2018-08-04 10:46:38 | 健康・医療
早稲田大学と防衛医科大学校らの研究グループが、抗ガン治療において患者への負担が少なく、高い治療効果が得られる無線給電式発光デバイスを開発したと発表しました。

光でガンを治療する光線力学療法(PDT)は、生体に投与した光増感剤が集まった病巣へ光を照射し、光化学反応によって発生する活性酸素でガンの細胞死を誘導する方法です。

最近こういった光反応によるガン治療法が色々開発されており、近赤外線を使った方法に関してはこのブログでも紹介しました。これはガンを認識する抗体に光で反応するフタロシアニンという化合物を結合させ、抗体がガンを認識し結合するところに近赤外線を当てて化学反応を起こし、ガン細胞を破壊するというものです。

この方法の欠点はガンを認識する抗体を使用するため、非常に高価になってしまう可能性があるところでした。

今回の方法は、出力が従来の1000分の1という極めて弱い光源を用いたメトロミックPOD(mPDT)という手法で、肝臓など体内深部の臓器にできた腫瘍直下に発光デバイスを貼りつけ、LEDを点灯させることでガン治療ができます。

しかし腫瘍と光源の位置がずれたりすると、十分な治療効果が得られないという課題もありました。そこで研究グループは、長期間安定して固定できる体内埋め込み型発光デバイスを開発しました。mPDTへの応用の目的として、シールの様に臓器や組織表面に張り付けるだけで位置ずれを防ぐことができるようです。

開発した発光デバイスは、膜厚が約600nmのシリコンゴム薄膜表面に、生体模倣型接着分子であるポリドーパミンをコーティングしました。これによって、生体組織への接着性を従来の約25倍向上させることができました。
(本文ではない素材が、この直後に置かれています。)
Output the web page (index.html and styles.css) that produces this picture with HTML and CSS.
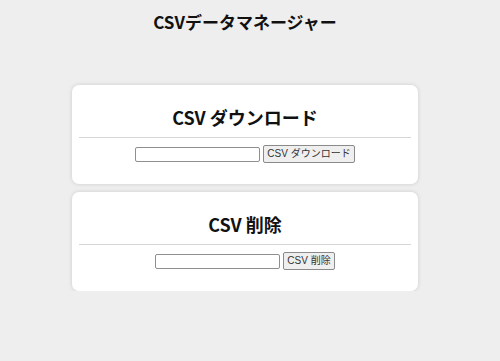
FILE: index.html
```html
<!DOCTYPE html>
<html lang="ja">
<head>
<meta charset="utf-8">
<title>CSVデータマネージャー</title>
<link rel="stylesheet" href="styles.css">
</head>
<body>
<div class="page">
  <h1 class="title">CSVデータマネージャー</h1>
  <section class="card">
    <h2 class="card-title">CSV ダウンロード</h2>
    <hr class="divider">
    <form class="row">
      <input class="field" type="text">
      <button class="btn" type="button">CSV ダウンロード</button>
    </form>
  </section>
  <section class="card">
    <h2 class="card-title">CSV 削除</h2>
    <hr class="divider">
    <form class="row">
      <input class="field" type="text">
      <button class="btn" type="button">CSV 削除</button>
    </form>
  </section>
</div>
</body>
</html>
```

FILE: styles.css
```css
html, body {
  margin: 0;
  padding: 0;
  background: #eeeeee;
}
body {
  font-family: "Noto Sans CJK JP", "Noto Sans", sans-serif;
  color: #111;
}
.page {
  width: 490px;
  display: flex;
  flex-direction: column;
  align-items: center;
}
.title {
  margin: 10px 0 0;
  font-size: 17px;
  line-height: 24px;
  font-weight: bold;
  height: 24px;
}
.card {
  box-sizing: border-box;
  width: 346px;
  background: #fff;
  border-radius: 7px;
  box-shadow: 0 0 4px rgba(0, 0, 0, 0.14);
  padding: 20px 7px 21px;
  margin-top: 51px;
}
.card + .card {
  margin-top: 8px;
}
.card-title {
  margin: 0;
  text-align: center;
  font-size: 18px;
  line-height: 24px;
  font-weight: bold;
}
.divider {
  border: 0;
  border-top: 1px solid #d6d6d6;
  margin: 8px 0 7px;
  height: 0;
}
.row {
  margin: 0;
  display: flex;
  justify-content: center;
  align-items: center;
  gap: 3px;
  height: 18px;
}
.field {
  box-sizing: border-box;
  width: 125px;
  height: 15px;
  margin: 0;
  padding: 0 2px;
  border: 1px solid #8f8f8f;
  border-radius: 2px;
  background: #fff;
  font-size: 10px;
}
.btn {
  box-sizing: border-box;
  height: 18px;
  margin: 0;
  padding: 0 3px;
  border: 1px solid #8a8a8a;
  border-radius: 2px;
  background: #efefef;
  color: #333;
  font-family: "Liberation Sans", "Noto Sans CJK JP", sans-serif;
  font-size: 10px;
  line-height: 16px;
}
```
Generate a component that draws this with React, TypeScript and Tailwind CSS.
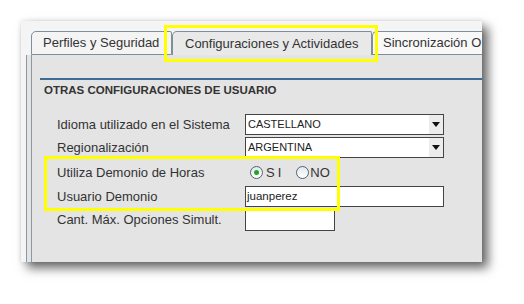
import React from "react";

const font = { fontFamily: '"Liberation Sans", Arial, sans-serif' };

const Select = ({ value }: { value: string }) => (
  <div className="flex h-[21px] w-[199px] items-stretch border border-[#444] bg-white">
    <span className="flex-1 pl-[2px] text-[11px] leading-[19px] text-[#222]">{value}</span>
    <span className="flex w-[14px] items-center justify-center bg-[#ececec]">
      <svg width="8" height="5" viewBox="0 0 8 5">
        <path d="M0 0 H8 L4 5 Z" fill="#111" />
      </svg>
    </span>
  </div>
);

const Radio = ({ checked }: { checked?: boolean }) => (
  <span className="flex h-[13px] w-[13px] items-center justify-center rounded-full border border-[#4b6478] bg-gradient-to-b from-[#e4e8ec] to-white">
    {checked && <span className="h-[5px] w-[5px] rounded-full bg-[#1fa51f]" />}
  </span>
);

const Row = ({ label, className, children }: { label: string; className: string; children: React.ReactNode }) => (
  <div className={`flex items-center ${className}`}>
    <div className="w-[213px] shrink-0 whitespace-nowrap pl-[25px] text-[13px] text-[#333]">{label}</div>
    {children}
  </div>
);

export default function App() {
  return (
    <div className="relative h-[304px] w-[524px] overflow-hidden bg-white" style={font}>
      <div className="ml-[21px] mt-[21px] flex h-[241px] w-[461px] flex-col overflow-hidden bg-[#f4f4f4] shadow-[6px_6px_10px_rgba(0,0,0,0.6),0_0_5px_rgba(0,0,0,0.12)]">
        {/* tabs */}
        <div className="flex h-[34px] shrink-0 items-end pl-[10px]">
          <div className="flex h-[24px] w-[141px] shrink-0 items-center rounded-tl-[5px] rounded-tr-[2px] border border-[#7f8f99] bg-[#f4f4f4] pl-[11px] text-[13px] text-[#333]">
            Perfiles y Seguridad
          </div>
          <div className="flex h-[24px] w-[200px] shrink-0 items-center rounded-tl-[5px] rounded-tr-[2px] border border-b-0 border-[#7f8f99] bg-[#e9e9e9] pl-[12px] text-[13px] text-[#333]">
            Configuraciones y Actividades
          </div>
          <div className="flex h-[24px] w-[110px] shrink-0 items-center overflow-hidden whitespace-nowrap rounded-tl-[5px] border border-r-0 border-[#7f8f99] bg-[#f8f8f8] pl-[10px] text-[13px] text-[#333]">
            Sincronización O
          </div>
        </div>
        {/* body */}
        <div className="ml-[5px] flex flex-1 border-l border-[#8a98a2] bg-[#e4e4e4]">
          <div className="ml-[4px] flex-1 border-l border-[#8a98a2]">
            <div className="ml-[8px] mt-[23px] border-t-2 border-[#3d6b96] pl-[4px] pt-[2px] text-[11.5px] font-bold leading-[16px] text-[#333]">
              OTRAS CONFIGURACIONES DE USUARIO
            </div>
            <Row label="Idioma utilizado en el Sistema" className="mt-[16px] h-[21px]">
              <Select value="CASTELLANO" />
            </Row>
            <Row label="Regionalización" className="mt-[2px] h-[21px]">
              <Select value="ARGENTINA" />
            </Row>
            <Row label="Utiliza Demonio de Horas" className="mt-[2px] h-[25px]">
              <div className="flex items-center pl-[5px] text-[13px] text-[#333]">
                <Radio checked />
                <span className="ml-[3px] tracking-[3px]">SI</span>
                <span className="ml-[12px]"><Radio /></span>
                <span className="ml-[1px]">NO</span>
              </div>
            </Row>
            <Row label="Usuario Demonio" className="mt-[1px] h-[21px]">
              <div className="h-[21px] w-[199px] border border-[#444] bg-white pl-[1px] text-[11.5px] leading-[19px] text-[#222]">
                juanperez
              </div>
            </Row>
            <Row label="Cant. Máx. Opciones Simult." className="mt-[2px] h-[22px]">
              <div className="h-[22px] w-[90px] border border-[#444] bg-white" />
            </Row>
          </div>
        </div>
      </div>
      {/* highlight boxes */}
      <div className="absolute left-[164px] top-[25px] h-[37px] w-[214px] border-[3px] border-[#ffff00]" />
      <div className="absolute left-[44px] top-[156px] h-[55px] w-[296px] border-[3px] border-[#ffff00]" />
    </div>
  );
}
発光デバイスを縫合しなくとも、最低2週間は生体組織上に固定させることが可能となりました。発光デバイスはNFCという方式の近距離無線通信の対応するLEDチップ(赤色と緑色)が組み込まれており、接着性を向上させたことで腫瘍部と光源のずれを防ぐことができました。

今回の実験では、担ガンモデルマウスの皮下に無線発光デバイスを貼りつけて固定し、光増感剤である「フォトフリン」を注射後、飼育箱の下に設置されたアンテナから、マウスに組み込まれたLEDに給電して10日間連続的に点灯させました。

この結果、光照射による治療によって明らかに腫瘍が縮退し、従来のPDTで用いる近赤外線の代わりに緑色の光で完全に腫瘍を消失させることに成功しました。

この手法は肝臓ガンや膵臓ガンといった深部臓器のガンに適用することが可能であり、極めて弱い光を用いるため、組織温度の過剰上昇や周囲臓器への熱障害といった副作用もないとしています。

こういった光療法というのも副作用のない抗ガン治療として期待できるのかもしれません。